● **Task prompt**: Check each line of the listing for the string "this", then state how many lines have it. Only the number is wanted.

● **Data shown**:

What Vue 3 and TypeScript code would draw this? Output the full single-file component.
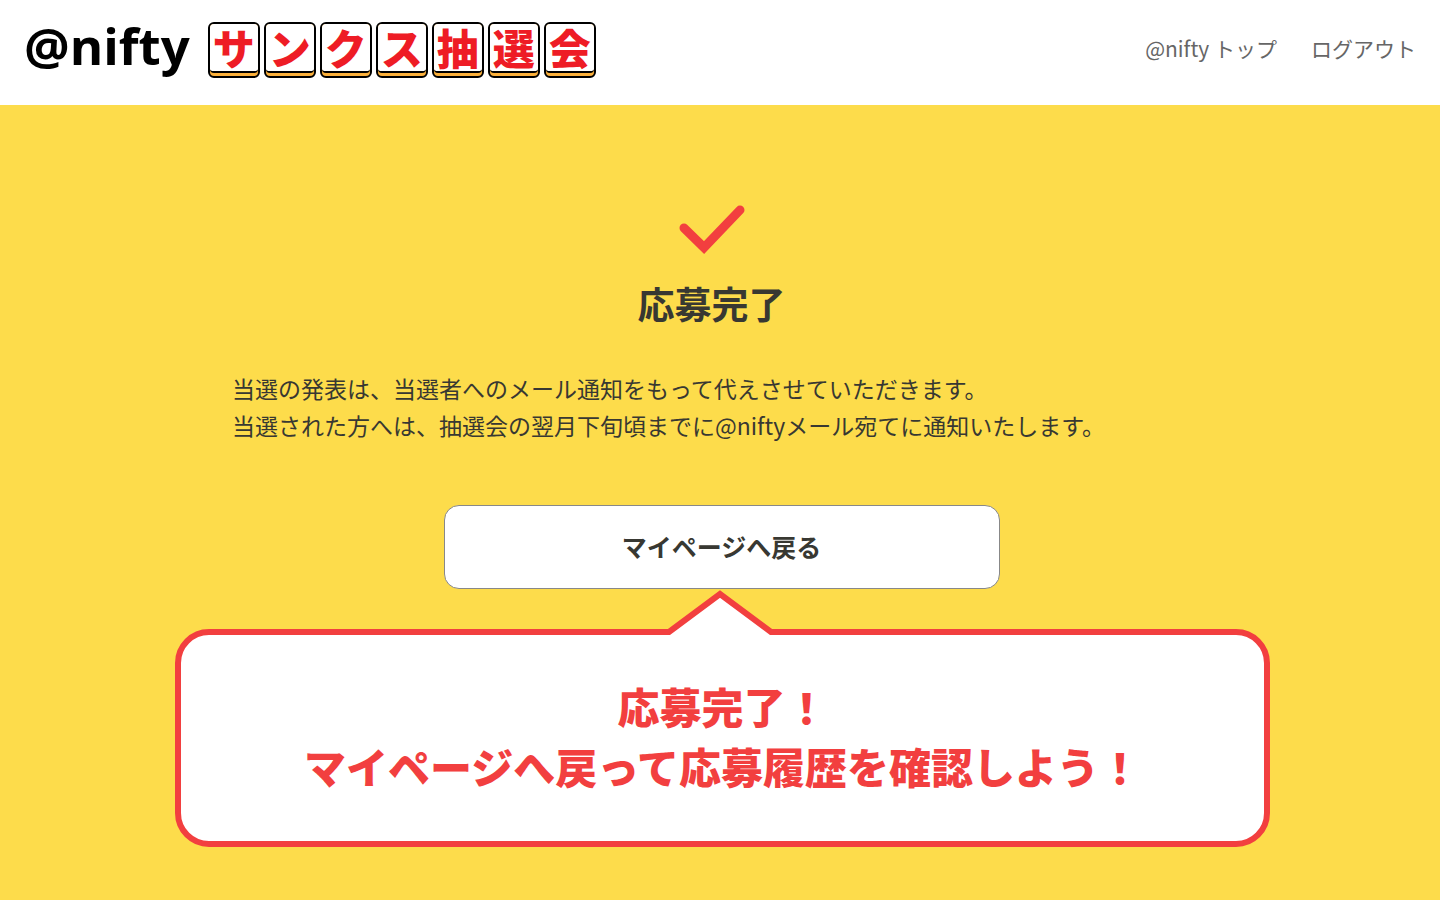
--
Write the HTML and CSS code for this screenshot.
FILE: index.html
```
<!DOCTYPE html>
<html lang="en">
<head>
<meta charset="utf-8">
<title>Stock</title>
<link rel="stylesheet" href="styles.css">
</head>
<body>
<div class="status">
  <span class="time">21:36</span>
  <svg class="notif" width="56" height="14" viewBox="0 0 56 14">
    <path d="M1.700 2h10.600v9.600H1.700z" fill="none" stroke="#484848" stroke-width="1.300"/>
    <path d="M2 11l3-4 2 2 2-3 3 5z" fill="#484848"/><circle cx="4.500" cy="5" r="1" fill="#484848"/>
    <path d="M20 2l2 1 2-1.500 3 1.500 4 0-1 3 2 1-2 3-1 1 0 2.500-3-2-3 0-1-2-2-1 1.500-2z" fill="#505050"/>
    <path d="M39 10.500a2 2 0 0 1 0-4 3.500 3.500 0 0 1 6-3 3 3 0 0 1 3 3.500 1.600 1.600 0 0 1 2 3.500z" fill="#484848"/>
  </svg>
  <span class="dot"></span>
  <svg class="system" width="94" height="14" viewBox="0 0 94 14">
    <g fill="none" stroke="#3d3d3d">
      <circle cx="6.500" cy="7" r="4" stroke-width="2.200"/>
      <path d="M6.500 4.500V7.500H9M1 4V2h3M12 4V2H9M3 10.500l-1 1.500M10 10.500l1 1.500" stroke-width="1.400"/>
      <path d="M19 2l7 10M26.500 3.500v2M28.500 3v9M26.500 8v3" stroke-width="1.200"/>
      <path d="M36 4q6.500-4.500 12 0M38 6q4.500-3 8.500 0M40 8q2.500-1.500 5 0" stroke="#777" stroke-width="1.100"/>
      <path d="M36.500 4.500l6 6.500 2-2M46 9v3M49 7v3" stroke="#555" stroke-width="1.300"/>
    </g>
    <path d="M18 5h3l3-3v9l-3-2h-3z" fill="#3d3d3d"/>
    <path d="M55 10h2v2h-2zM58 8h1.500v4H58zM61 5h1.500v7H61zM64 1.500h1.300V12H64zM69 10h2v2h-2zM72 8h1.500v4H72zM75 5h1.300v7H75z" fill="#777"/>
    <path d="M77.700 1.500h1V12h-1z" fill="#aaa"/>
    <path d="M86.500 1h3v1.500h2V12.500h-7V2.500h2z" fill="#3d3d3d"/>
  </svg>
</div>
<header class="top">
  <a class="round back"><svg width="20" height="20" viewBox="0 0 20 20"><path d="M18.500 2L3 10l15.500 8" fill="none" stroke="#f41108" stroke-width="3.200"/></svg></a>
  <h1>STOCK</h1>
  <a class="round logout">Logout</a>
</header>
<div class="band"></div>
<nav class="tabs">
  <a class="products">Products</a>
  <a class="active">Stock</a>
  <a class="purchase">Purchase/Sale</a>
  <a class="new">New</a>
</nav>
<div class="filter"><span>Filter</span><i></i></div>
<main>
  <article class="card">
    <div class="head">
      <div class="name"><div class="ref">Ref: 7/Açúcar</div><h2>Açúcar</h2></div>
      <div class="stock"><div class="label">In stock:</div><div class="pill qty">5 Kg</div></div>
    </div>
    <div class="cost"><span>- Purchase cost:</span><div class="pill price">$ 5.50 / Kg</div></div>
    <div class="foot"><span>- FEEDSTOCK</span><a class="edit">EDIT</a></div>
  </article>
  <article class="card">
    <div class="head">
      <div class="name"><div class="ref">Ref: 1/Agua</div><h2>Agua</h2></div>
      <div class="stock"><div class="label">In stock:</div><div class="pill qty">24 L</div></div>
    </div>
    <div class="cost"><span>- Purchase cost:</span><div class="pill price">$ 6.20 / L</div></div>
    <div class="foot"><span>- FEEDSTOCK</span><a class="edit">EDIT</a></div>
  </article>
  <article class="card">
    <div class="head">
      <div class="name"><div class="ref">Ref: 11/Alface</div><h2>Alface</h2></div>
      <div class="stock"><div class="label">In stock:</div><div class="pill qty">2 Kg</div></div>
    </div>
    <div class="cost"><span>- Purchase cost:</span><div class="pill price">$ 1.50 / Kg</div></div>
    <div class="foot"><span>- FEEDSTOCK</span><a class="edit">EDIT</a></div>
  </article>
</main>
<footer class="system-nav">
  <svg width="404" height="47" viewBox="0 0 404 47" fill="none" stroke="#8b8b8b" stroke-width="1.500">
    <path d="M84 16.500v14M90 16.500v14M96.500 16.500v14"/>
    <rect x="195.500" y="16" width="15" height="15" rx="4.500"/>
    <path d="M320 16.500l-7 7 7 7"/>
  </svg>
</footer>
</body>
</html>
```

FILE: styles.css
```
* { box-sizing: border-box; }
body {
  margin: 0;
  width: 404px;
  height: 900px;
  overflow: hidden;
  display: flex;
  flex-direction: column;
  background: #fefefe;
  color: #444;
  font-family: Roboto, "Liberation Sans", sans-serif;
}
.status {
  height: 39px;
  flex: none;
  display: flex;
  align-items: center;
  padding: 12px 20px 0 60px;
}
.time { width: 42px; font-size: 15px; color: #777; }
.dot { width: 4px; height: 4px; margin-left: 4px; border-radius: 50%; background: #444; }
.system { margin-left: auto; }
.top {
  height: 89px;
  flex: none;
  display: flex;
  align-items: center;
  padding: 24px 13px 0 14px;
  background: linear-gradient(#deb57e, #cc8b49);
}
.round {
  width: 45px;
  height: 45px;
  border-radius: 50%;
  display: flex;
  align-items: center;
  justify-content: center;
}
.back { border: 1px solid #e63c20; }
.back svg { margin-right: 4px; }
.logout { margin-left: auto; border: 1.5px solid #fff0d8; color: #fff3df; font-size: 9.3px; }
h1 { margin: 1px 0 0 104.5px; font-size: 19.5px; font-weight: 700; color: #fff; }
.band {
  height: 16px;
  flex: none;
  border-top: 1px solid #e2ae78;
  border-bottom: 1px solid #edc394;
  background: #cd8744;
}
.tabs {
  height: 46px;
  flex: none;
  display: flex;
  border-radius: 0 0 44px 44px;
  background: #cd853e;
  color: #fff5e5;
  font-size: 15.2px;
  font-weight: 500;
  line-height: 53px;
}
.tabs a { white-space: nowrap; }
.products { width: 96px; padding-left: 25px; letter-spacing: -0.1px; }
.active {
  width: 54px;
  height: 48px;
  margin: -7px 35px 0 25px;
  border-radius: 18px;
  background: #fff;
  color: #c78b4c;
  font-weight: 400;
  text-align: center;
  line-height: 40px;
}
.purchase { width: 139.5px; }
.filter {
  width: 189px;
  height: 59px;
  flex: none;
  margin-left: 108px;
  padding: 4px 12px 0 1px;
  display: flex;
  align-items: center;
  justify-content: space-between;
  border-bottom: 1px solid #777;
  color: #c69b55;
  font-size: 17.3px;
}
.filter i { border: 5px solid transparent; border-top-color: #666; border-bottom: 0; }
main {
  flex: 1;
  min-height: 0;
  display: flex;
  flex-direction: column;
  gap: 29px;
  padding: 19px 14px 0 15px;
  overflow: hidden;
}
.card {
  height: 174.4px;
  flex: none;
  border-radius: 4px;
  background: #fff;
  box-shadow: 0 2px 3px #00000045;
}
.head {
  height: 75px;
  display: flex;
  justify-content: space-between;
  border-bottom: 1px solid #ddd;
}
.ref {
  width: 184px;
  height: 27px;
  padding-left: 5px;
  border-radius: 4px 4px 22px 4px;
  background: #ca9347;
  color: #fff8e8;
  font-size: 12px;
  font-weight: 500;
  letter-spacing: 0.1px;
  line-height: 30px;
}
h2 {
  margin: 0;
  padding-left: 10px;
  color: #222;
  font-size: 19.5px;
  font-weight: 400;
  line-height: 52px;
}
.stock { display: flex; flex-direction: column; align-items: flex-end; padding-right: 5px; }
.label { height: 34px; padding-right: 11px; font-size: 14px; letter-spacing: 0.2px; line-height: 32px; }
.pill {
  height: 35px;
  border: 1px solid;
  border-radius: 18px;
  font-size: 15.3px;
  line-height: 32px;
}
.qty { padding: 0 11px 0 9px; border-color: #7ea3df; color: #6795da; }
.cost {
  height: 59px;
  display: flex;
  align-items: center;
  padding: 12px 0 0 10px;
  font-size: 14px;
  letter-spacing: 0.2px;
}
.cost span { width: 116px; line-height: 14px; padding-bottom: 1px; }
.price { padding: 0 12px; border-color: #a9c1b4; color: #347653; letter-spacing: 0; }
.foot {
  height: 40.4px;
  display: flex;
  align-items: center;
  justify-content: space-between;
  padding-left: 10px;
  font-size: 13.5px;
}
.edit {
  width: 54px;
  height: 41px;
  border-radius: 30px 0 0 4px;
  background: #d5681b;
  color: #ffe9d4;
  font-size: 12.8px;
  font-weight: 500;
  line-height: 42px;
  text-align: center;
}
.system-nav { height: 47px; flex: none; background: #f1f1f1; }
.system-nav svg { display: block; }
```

● **Written solution**: 2